A Parallelized, CUDA-Accelerated, LeNet Convolution Layer

Joydeep Mukherjee

December 27, 2022

In this article, I describe the benefits of accelerating parallel computation workloads with GPUs using the NVIDIA CUDA API and how it can be applied to popular applications of parallel computing, such as deep learning.

Disclaimer: The concepts and project discussed in this article are a part of the course offering of ECE 408 / CS 483 at the University of Illinois Urbana-Champaign. To maintain academic integrity, the code snippets below come from external sources (which are cited) and are not my own personal work for the course nor the project.

Why GPUs?

Many applications of parallel computing, such as scientific computing, machine learning, and deep learning require a large amount of numeric computation. GPUs are particularly well-suited for these applications due to their ability to do high-throughput work, when compared to CPUs.

Modern GPU architectures support computation over thousands of threads, which are organized into blocks. Blocks are organized into grids. Within each block, threads execute instructions in groups called warps.

Fortunately, many popular computational patterns, such as vector mathematics, matrix multiplication, discrete convolution, scanning, and reduction map nicely into this three-dimensional grid-like pattern.

A Simple Example: Vector Addition

A very simple example of parallelizing computation is vector addition. Let’s say we have two vectors: \(a, b \in \mathbb{R}^n\). We want to compute \(c_i = a_i + b_i\). The sequential CPU code in C++ may look something like this:

// Source: https://www.olcf.ornl.gov/tutorials/cpu-vector-addition/
// Sum component wise and save result into vector c

for (int i = 0; i < n; i++) {
    c[i] = a[i] + b[i];

We recognize that every output element of \(c\) can be calculated independent of every other output element. We can assign one output element of \(c\) to one GPU thread. Each thread determines which element of \(c\) it computes based on its block and thread index (which block it is a part of and its position in that block). We must also be careful to avoid reading and writing out of the bounds of the input and output arrays.

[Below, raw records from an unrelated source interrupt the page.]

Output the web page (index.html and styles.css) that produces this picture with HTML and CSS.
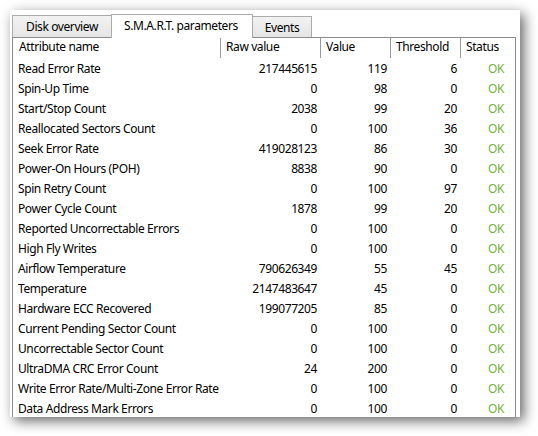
FILE: index.html
```html
<!DOCTYPE html>
<html>
<head>
<meta charset="utf-8">
<link rel="stylesheet" href="styles.css">
</head>
<body>
<div class="window">
  <div class="tabs">
    <div class="tab">Disk overview</div>
    <div class="tab active">S.M.A.R.T. parameters</div>
    <div class="tab events">Events</div>
  </div>
  <div class="panel">
    <div class="grid">
      <div class="hd first">Attribute name</div>
      <div class="hd">Raw value</div>
      <div class="hd">Value</div>
      <div class="hd">Threshold</div>
      <div class="hd">Status</div>

      <div class="name">Read Error Rate</div><div class="num">217445615</div><div class="num">119</div><div class="num">6</div><div class="ok">OK</div>
      <div class="name">Spin-Up Time</div><div class="num">0</div><div class="num">98</div><div class="num">0</div><div class="ok">OK</div>
      <div class="name">Start/Stop Count</div><div class="num">2038</div><div class="num">99</div><div class="num">20</div><div class="ok">OK</div>
      <div class="name">Reallocated Sectors Count</div><div class="num">0</div><div class="num">100</div><div class="num">36</div><div class="ok">OK</div>
      <div class="name">Seek Error Rate</div><div class="num">419028123</div><div class="num">86</div><div class="num">30</div><div class="ok">OK</div>
      <div class="name">Power-On Hours (POH)</div><div class="num">8838</div><div class="num">90</div><div class="num">0</div><div class="ok">OK</div>
      <div class="name">Spin Retry Count</div><div class="num">0</div><div class="num">100</div><div class="num">97</div><div class="ok">OK</div>
      <div class="name">Power Cycle Count</div><div class="num">1878</div><div class="num">99</div><div class="num">20</div><div class="ok">OK</div>
      <div class="name">Reported Uncorrectable Errors</div><div class="num">0</div><div class="num">100</div><div class="num">0</div><div class="ok">OK</div>
      <div class="name">High Fly Writes</div><div class="num">0</div><div class="num">100</div><div class="num">0</div><div class="ok">OK</div>
      <div class="name">Airflow Temperature</div><div class="num">790626349</div><div class="num">55</div><div class="num">45</div><div class="ok">OK</div>
      <div class="name">Temperature</div><div class="num">2147483647</div><div class="num">45</div><div class="num">0</div><div class="ok">OK</div>
      <div class="name">Hardware ECC Recovered</div><div class="num">199077205</div><div class="num">85</div><div class="num">0</div><div class="ok">OK</div>
      <div class="name">Current Pending Sector Count</div><div class="num">0</div><div class="num">100</div><div class="num">0</div><div class="ok">OK</div>
      <div class="name">Uncorrectable Sector Count</div><div class="num">0</div><div class="num">100</div><div class="num">0</div><div class="ok">OK</div>
      <div class="name">UltraDMA CRC Error Count</div><div class="num">24</div><div class="num">200</div><div class="num">0</div><div class="ok">OK</div>
      <div class="name">Write Error Rate/Multi-Zone Error Rate</div><div class="num">0</div><div class="num">100</div><div class="num">0</div><div class="ok">OK</div>
      <div class="name">Data Address Mark Errors</div><div class="num">0</div><div class="num">100</div><div class="num">0</div><div class="ok">OK</div>
    </div>
  </div>
</div>
</body>
</html>
```

FILE: styles.css
```css
html, body {
  margin: 0;
  padding: 0;
  background: #ffffff;
  width: 538px;
  height: 436px;
  overflow: hidden;
  font-family: "Noto Sans", "DejaVu Sans", sans-serif;
  font-size: 12px;
  letter-spacing: -0.4px;
  color: #000;
}

.window {
  margin: 10px 0 0 10px;
  width: 510px;
  height: 407px;
  box-sizing: border-box;
  background: #ffffff;
  box-shadow: 4px 4px 12px rgba(0, 0, 0, 0.6);
  padding: 4px 4px 0 2px;
  display: flex;
  flex-direction: column;
  overflow: hidden;
}

.tabs {
  display: flex;
  align-items: flex-end;
  height: 23px;
  flex: none;
}

.tab {
  height: 22px;
  box-sizing: border-box;
  border: 1px solid #acacac;
  border-bottom: none;
  background: linear-gradient(#f2f2f2, #e5e5e5);
  padding: 1px 0 0;
  line-height: 20px;
  white-space: nowrap;
  width: 100px;
  text-align: center;
}

.tab + .tab {
  margin-left: -1px;
}

.tab.active {
  height: 24px;
  width: 142px;
  background: #ffffff;
  line-height: 20px;
  margin-bottom: -1px;
  position: relative;
  z-index: 1;
  text-align: left;
  padding: 1px 0 0 12px;
}

.tab.events {
  height: 21px;
  width: 60px;
  padding: 1px 0 0;
  line-height: 19px;
}

.panel {
  flex: 1;
  border: 1px solid #8c8c8c;
  border-bottom: none;
  overflow: hidden;
}

.grid {
  display: grid;
  grid-template-columns: 207px 100px 70px 70px 1fr;
  grid-auto-rows: 20px;
  line-height: 20px;
}

.hd {
  border-left: 1px solid #9a9a9a;
  padding-left: 5px;
  line-height: 18px;
  white-space: nowrap;
}

.hd.first {
  border-left: none;
  padding-left: 6px;
}

.name,
.num,
.ok {
  padding-top: 1px;
}

.name {
  padding-left: 5px;
  white-space: nowrap;
}

.num {
  text-align: right;
  padding-right: 3px;
}

.ok {
  color: #74b03c;
  padding-left: 28px;
}
```
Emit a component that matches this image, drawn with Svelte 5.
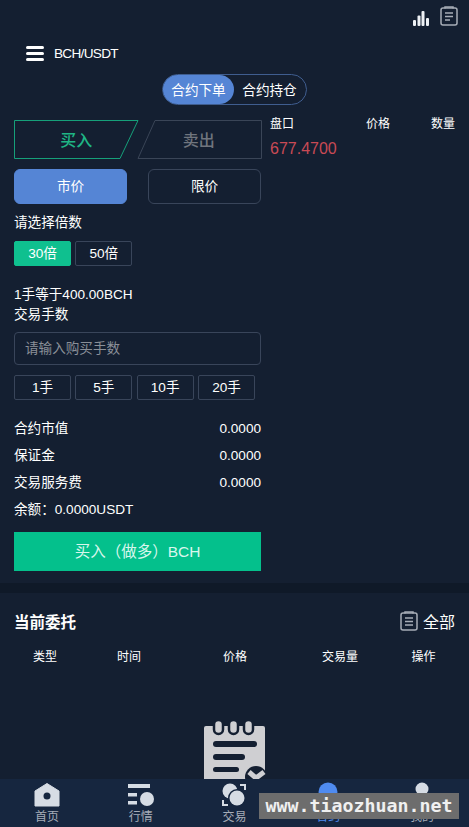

// Source: https://www.olcf.ornl.gov/tutorials/cuda-vector-addition/
// CUDA kernel. Each thread takes care of one element of c

__global__ void vecAdd(double *a, double *b, double *c, int n) {
    // Get our global thread ID
    int id = blockIdx.x * blockDim.x + threadIdx.x;

    // Make sure we do not go out of bounds
    if (id < n)
        c[id] = a[id] + b[id];

Memory Hierarchy and Optimizations

Source: Efficient Parallel Implementations of LWE-Based Post-Quantum Cryptosystems on Graphics Processing Units by SangWoo An and Seog Chung Seo is licensed under CC BY 4.0

The memory hierarchy of NVIDIA GPUs presents opportunities to optimize the efficiency of memory accesses in CUDA kernels.

Global memory

Global memory is the primary memory space of the GPU. Calls to CUDA API functions like cudaMalloc, cudaMemset, and cudaMemcpy can be used to interact with global memory to allocate, initialize, and transfer data between the device (GPU) and host (CPU).

Shared memory

Shared memory is allocated per-block and shared among threads of the block. A potential optimization using shared memory is to load tiles of frequently reused data into shared memory. This may require barrier synchronization using __syncthreads() which reduces parallelism but is needed to satisfy dependencies. Rather than fetching data from global memory, which is a slow process taking many cycles, threads can quickly read data loaded into the shared memory tile. An example usage of this optimization is tiled, shared memory matrix multiplication.

Constant memory

Constant memory is an area of memory which serves essentially as a read-only cache. Data can be copied to the device’s constant memory and similar to shared memory, accesses to constant memory run much faster than accesses to global memory. An example usage of this optimization is loading a convolution mask into constant memory.

Memory coalescing

Memory coalescing refers to an access pattern in which several threads of a warp access adjacent memory locations.

Source: NVIDIA CUDA C++ Best Practices

With coalesced accesses, we move closer to maximizing global memory bandwidth, as we make maximal use of data returned in DRAM bursts.


A convolution layer of a convoluational neural network performs an element-wise dot product between the input and mask, which “slides” across the input, to produce the output. It can be used in applications such as image processing to perform blurring, sharpening, or edge detection.

Source: 2D Convolution Animation by Michael Plotke is licensed under CC BY-SA 3.0

Parallelized LeNet Convolution Layer

The parallelized convolution layer runs in a LeNet-like neural network architecture. To perform inference with a convolutional layer, we perform a parallel convolution to compute every output element for each image per batch, for all output feature maps. Images may also have several channels, for example RGB values, over which the convolution is computed.


The baseline sequential CPU code runs inference of a batch of 10,000 images in roughly 95s. The baseline parallelized GPU code runs the same batch in roughly 90ms for a 99.9% speed improvement. Further specialized optimizations reduce the runtime to roughly 69ms from the baseline parallel implementation.